Rounding out Frontier’s new service roll-out during 4Q2012 is new point-to-point service from Durango in southwestern Colorado to Las Vegas in Oct-2012. The carrier currently only offers flights from Durango to its Denver hub. Its new flights to Las Vegas could be another test case for a potential build-up in Durango, which currently only has service operated by US Airways to its Phoenix hub, American to its Dallas/Fort Worth gateway, and United to its Denver hub.
Revenue rebounds as plans to separate Frontier intensify
While the new markets introduced by Frontier are still maturing, the network adjustments did help the carrier grow its revenues 11% year-over-year during 2Q2012 to USD371 million while its total unit revenues grew 8%.
Similar to sentiments expressed by other airlines Frontier concludes year-over-year comparisons for 3Q2012 become more difficult as carriers enjoyed a FAA tax holiday in 3Q2011 during a shutdown of the agency’s administrative functions.
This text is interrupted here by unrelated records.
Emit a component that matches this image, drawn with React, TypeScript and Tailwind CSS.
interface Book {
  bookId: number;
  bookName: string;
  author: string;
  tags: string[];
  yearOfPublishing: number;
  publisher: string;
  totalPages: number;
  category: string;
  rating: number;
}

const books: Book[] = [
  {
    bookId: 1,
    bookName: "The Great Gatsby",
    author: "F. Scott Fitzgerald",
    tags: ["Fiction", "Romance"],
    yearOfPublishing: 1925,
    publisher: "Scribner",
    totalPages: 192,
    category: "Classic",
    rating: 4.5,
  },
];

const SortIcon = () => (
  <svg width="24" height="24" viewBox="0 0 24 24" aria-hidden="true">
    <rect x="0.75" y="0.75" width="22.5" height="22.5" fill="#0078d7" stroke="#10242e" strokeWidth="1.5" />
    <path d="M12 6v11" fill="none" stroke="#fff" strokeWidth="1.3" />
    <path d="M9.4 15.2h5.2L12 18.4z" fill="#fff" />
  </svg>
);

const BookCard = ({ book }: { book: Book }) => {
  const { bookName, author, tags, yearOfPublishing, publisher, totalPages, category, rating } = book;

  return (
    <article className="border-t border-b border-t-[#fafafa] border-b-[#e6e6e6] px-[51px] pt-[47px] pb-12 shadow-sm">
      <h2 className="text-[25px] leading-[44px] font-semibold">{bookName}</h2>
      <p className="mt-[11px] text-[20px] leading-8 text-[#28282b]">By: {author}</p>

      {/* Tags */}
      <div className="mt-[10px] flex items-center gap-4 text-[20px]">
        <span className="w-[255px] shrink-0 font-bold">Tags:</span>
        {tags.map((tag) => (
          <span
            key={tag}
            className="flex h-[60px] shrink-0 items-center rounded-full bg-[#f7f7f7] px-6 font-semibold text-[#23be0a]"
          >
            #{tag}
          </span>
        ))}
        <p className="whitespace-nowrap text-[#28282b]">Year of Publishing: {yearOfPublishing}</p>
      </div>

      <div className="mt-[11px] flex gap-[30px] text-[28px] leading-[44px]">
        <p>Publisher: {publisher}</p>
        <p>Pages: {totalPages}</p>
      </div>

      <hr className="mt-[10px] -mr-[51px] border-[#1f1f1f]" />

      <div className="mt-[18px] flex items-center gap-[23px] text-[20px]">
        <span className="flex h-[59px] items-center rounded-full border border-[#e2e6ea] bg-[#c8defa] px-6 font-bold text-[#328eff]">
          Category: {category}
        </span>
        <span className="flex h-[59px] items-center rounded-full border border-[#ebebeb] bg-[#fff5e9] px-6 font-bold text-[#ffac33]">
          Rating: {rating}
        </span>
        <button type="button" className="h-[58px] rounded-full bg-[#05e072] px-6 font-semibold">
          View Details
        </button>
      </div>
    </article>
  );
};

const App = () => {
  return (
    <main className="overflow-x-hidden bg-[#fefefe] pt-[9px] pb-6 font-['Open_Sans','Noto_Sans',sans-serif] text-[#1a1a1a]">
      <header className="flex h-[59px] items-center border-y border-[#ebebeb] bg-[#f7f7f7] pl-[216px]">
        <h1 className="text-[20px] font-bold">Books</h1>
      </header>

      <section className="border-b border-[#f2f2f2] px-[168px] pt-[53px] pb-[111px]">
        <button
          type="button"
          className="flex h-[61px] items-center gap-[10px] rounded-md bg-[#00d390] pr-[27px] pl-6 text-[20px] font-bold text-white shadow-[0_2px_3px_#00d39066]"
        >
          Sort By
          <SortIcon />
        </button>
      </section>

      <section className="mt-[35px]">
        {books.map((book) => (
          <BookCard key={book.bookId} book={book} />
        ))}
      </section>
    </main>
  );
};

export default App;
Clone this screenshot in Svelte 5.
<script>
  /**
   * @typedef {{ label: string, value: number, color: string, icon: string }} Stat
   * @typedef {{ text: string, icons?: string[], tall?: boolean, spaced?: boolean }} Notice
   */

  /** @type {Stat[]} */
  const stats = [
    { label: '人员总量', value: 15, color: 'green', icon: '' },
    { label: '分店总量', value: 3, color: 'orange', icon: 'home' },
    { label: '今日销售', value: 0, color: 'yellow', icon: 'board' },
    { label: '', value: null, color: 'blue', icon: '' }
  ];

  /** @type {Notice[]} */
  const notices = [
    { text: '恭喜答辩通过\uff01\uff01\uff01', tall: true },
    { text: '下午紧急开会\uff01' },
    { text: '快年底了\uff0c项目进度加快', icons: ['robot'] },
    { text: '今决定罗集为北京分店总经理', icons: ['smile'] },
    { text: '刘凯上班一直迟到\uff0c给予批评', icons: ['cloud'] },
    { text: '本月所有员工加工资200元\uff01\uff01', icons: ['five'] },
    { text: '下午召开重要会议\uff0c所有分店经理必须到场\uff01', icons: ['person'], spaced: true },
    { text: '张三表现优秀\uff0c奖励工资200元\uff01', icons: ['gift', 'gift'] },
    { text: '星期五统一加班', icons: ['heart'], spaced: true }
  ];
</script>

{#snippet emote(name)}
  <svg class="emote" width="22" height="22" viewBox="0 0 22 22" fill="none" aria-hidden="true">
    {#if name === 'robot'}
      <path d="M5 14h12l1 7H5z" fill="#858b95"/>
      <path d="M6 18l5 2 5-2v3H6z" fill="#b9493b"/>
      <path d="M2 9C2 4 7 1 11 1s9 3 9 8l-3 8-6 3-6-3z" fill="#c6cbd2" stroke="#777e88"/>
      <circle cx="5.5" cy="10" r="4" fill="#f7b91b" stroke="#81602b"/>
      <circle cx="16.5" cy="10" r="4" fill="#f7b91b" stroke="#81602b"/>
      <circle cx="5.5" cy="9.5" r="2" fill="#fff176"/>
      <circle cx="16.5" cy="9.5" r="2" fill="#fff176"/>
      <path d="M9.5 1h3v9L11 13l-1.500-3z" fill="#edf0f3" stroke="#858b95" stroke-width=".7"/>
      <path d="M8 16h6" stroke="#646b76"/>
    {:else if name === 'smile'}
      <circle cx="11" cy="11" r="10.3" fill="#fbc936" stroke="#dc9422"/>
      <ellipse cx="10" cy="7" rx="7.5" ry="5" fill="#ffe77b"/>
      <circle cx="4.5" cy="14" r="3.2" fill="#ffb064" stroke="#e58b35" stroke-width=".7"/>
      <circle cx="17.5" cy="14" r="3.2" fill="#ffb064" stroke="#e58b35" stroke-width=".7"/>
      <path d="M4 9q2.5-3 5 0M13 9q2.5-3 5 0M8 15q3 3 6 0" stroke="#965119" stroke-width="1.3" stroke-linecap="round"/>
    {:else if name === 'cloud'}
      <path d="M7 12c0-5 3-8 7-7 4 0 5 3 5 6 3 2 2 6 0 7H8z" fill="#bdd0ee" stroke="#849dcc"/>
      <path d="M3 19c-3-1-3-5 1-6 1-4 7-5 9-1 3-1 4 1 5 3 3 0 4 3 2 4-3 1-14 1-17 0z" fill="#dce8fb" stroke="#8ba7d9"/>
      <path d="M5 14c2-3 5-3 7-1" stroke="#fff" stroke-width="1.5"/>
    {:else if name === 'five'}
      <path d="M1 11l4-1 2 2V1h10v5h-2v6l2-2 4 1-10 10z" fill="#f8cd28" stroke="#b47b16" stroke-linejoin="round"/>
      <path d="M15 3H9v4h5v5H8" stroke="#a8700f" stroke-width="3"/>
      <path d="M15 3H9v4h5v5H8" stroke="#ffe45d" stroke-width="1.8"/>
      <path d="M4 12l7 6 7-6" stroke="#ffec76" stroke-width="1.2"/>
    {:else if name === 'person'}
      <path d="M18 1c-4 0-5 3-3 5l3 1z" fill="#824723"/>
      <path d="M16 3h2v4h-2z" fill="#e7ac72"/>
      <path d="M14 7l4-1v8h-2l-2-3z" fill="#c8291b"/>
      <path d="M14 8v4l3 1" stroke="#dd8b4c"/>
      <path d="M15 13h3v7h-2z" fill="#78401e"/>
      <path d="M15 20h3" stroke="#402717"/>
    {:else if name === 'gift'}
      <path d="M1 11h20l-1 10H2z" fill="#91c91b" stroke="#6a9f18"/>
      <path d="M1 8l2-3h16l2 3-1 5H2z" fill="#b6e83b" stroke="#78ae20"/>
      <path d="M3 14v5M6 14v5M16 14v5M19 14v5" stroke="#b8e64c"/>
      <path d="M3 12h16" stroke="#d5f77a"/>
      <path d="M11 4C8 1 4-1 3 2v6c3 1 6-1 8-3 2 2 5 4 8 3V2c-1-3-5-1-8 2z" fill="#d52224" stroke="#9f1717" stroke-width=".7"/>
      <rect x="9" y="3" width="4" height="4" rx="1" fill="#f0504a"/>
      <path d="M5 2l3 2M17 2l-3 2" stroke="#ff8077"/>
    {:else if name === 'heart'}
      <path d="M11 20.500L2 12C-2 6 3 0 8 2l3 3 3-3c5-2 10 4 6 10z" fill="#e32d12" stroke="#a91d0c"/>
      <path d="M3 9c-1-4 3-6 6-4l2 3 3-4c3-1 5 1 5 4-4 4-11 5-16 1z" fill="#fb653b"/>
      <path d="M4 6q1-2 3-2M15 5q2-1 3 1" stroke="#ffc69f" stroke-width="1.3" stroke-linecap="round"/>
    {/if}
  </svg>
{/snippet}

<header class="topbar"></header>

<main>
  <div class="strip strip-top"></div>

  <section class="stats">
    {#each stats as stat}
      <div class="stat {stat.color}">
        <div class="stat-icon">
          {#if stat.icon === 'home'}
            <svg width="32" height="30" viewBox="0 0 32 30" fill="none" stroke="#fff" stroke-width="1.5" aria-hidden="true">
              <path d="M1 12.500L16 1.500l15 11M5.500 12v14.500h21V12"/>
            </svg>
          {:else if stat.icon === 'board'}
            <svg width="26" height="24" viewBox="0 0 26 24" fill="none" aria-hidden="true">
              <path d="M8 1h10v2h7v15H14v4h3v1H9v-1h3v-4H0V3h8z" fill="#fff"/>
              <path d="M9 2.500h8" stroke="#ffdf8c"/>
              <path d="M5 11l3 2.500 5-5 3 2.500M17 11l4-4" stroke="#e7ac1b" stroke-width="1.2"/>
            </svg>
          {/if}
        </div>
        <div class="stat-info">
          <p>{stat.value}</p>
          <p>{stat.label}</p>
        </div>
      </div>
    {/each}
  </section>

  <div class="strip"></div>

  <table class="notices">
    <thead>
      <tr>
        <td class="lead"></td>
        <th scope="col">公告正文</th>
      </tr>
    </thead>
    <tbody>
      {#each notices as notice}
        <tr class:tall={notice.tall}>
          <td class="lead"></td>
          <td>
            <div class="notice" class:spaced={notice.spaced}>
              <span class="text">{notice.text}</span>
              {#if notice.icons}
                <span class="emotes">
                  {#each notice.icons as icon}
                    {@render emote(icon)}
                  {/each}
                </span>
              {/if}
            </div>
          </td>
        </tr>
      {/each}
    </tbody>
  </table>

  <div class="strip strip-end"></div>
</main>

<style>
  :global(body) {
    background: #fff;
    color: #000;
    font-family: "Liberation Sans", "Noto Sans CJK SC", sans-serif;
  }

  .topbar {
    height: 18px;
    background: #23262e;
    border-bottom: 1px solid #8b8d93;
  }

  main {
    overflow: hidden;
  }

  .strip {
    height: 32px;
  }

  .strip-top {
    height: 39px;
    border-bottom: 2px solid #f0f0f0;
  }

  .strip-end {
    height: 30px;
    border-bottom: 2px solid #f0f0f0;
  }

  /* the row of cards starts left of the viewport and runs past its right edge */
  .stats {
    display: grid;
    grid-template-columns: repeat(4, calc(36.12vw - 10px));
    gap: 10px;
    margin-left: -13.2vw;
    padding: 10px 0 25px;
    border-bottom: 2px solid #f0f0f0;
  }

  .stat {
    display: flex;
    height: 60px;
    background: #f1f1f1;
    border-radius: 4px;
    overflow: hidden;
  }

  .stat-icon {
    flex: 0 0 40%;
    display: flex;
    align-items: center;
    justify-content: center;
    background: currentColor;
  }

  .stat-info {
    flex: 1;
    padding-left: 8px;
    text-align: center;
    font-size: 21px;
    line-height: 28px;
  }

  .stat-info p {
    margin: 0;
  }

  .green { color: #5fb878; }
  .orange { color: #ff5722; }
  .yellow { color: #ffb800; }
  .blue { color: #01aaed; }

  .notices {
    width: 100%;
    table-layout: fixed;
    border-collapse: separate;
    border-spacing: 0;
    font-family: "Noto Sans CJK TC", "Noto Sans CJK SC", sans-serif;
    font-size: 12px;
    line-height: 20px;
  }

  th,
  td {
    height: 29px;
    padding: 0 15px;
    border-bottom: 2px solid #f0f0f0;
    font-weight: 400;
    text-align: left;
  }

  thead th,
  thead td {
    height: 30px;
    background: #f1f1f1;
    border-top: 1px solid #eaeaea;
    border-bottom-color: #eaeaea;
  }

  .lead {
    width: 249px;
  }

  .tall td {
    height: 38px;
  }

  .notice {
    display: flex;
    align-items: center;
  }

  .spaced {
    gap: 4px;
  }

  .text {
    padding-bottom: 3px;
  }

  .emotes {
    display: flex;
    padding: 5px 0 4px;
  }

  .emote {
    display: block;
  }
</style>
During 3Q2012 Frontier will also start lapping some of the improvements from its cost improvement programme instituted in 2011. Frontier expects unit revenue growth of 5%-7% year-over-year during 3Q2012 on 4% less capacity.
Frontier’s strong revenue performance during 2Q2012 occurs as the efforts by Republic to sale or spin-off the carrier ramp up. Previously Republic has stated Frontier’s marketing materials should be available by the end of Aug-2012, and a transaction should be completed during 1H2013.
The carrier’s restructuring efforts during the last year have resulted in steady improvements in Frontier’s fortunes, but it is possible that would-be buyers will be cautious, and wait to ensure the airline’s turnaround is sustainable.